There's nothing worse than sitting your ass on a barstool, looking at the beer menu and finding nothing that you like. Even in some of Salt Lake City's best beer pubs, where you have hundreds of options, that damned hamster wheel in your mind just keeps on spinning with little satisfaction. When I find myself in that funk of indecision, I often look to blending. Beer blending is a bit of a rarity for most people; I guess folks just assume that the beers listed are the only options and leave it at that. That couldn't be further from the truth. No matter if the beer is draft, canned or bottled, your perfect slump-busting beer could be a mad scientist's concoction away.

There are some basic rules that you'll want to follow. First, look for beers with complementary flavors; don't just go all drunken master and see what sticks. Remember: You still have to drink that swill. Let's say you've got a pumpkin beer that you're really not too jazzed about. Combining that with a robust porter (in the ratio of your choosing) can likely create a much more complex and enjoyable beer that's better as a whole than its individual parts.

Next: Pay attention to presentation. It might taste OK, but a beer blend that looks like canal water is going to be less than appetizing. I've thrown together a few examples to help get you started.

The Moose Knuckle: This is one of my favorite blends. Co-concocted with my pal Wendy Hurd, this blend came out of necessity due to our cravings for a Flemish oud bruin (sour brown ale) when none could be had. It's the marriage of a Lindemans Cuvée René and a Moose Drool Brown Ale. We were trying to re-create a beer that has perceived fruitiness plus that wild Belgian tartness.
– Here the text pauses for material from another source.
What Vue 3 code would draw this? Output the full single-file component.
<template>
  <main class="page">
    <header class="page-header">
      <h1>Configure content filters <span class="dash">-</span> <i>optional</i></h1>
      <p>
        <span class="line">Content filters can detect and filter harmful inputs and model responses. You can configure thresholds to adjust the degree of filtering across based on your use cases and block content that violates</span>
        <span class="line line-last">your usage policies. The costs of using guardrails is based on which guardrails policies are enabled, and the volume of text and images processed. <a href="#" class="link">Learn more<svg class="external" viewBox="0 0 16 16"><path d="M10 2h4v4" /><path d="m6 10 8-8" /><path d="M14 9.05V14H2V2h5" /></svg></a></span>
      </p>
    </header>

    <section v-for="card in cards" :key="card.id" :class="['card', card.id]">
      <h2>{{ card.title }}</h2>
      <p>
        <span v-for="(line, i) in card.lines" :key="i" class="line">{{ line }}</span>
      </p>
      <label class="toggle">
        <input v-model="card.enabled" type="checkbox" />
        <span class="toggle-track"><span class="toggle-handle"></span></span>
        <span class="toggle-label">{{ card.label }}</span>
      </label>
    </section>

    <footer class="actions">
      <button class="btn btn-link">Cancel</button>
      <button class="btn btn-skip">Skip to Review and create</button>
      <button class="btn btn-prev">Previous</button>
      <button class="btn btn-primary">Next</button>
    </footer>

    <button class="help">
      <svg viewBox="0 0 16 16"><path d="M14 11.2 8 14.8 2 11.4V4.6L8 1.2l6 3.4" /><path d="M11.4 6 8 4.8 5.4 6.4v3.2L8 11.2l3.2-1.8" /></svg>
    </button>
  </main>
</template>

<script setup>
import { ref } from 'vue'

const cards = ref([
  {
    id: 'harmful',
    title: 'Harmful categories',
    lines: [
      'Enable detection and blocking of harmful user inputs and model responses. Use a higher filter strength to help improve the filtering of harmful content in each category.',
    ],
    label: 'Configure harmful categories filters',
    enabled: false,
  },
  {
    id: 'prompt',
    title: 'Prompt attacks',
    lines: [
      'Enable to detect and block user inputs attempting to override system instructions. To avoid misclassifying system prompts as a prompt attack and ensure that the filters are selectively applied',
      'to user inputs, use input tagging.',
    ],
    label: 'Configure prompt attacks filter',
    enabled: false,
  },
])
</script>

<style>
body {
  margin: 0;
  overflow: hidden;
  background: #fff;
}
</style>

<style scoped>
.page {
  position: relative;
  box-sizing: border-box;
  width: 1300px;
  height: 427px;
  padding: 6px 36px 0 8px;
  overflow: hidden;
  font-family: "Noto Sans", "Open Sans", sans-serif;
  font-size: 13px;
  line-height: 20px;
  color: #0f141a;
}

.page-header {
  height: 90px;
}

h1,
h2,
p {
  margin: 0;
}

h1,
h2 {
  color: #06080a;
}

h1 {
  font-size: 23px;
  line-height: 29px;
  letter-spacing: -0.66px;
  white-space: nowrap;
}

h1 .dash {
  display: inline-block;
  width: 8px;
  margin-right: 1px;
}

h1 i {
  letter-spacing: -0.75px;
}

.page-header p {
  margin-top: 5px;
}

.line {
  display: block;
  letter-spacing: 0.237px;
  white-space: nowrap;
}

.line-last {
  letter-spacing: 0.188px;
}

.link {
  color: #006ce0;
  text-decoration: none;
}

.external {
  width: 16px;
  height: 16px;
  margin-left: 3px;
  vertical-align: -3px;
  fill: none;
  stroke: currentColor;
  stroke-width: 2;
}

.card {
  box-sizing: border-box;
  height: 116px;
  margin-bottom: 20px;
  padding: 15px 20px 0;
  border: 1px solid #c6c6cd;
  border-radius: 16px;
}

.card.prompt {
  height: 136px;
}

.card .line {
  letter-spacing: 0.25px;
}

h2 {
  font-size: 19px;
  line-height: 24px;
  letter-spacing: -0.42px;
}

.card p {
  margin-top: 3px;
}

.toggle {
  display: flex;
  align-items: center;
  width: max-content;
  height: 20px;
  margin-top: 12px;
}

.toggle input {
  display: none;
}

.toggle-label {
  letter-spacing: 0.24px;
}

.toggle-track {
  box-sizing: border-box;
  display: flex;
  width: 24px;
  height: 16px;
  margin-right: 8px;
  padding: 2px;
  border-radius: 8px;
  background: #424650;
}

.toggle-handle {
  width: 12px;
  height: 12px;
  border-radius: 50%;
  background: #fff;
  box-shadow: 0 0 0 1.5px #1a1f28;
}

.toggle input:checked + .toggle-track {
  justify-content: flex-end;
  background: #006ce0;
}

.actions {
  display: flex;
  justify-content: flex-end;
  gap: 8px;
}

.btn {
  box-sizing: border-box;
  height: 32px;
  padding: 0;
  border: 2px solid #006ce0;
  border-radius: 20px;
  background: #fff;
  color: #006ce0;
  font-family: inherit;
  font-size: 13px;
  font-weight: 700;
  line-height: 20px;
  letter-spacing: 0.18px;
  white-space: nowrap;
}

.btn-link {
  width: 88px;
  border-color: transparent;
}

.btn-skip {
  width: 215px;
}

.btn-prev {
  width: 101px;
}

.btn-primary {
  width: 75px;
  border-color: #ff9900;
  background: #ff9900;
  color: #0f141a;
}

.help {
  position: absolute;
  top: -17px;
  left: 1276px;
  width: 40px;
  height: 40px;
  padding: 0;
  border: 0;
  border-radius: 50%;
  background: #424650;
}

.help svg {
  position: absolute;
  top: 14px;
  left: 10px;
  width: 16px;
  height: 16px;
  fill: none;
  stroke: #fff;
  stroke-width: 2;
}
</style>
We absolutely succeeded, creating a perfect replica of the style. Our best ratio was two parts Moose, one part Cuvée.

The Blondeberry: I love berries that are just on the edge of being ripe. Golden raspberries are particularly tasty. There aren't many beers with this variety of berry floating around, so this is my best attempt at creating a specific tart ale. For this blend, I went to Kiitos Brewing Co. and used two of their house beers: the blackberry sour ale and the cream ale. The ratio here is lopsided, mixing 85 percent cream ale and only 15 percent blackberry. This way, you balance out the big tartness with a little sweetness. It's the best of both worlds.

The Chocolate Tart: This is a dessert beer disguised as a spring ale. Chocolate-like stouts suffer from being difficult to enjoy in quantity. No matter how much you might love them, you're likely only good for one or two pints. For this dose of bliss, I chose Epic's Brainless Raspberry and got it all funky with Red Rock's nitro oatmeal stout. Not to be outdone there, I stacked them. If you're not sure what stacking is, look to the classic Black and Tan: dark Guinness on top with light ale beneath, completely separated in one glass. This blend is a solid 50/50, taking the perceived chocolate notes from the stout and combining them with tart fruit to create a raspberry cordial clone. It's damned tasty.

These are just a few examples of what you can do with beer blends. Keep good notes, and don't be afraid to experiment with beer styles that might not be in your wheelhouse. As always, cheers!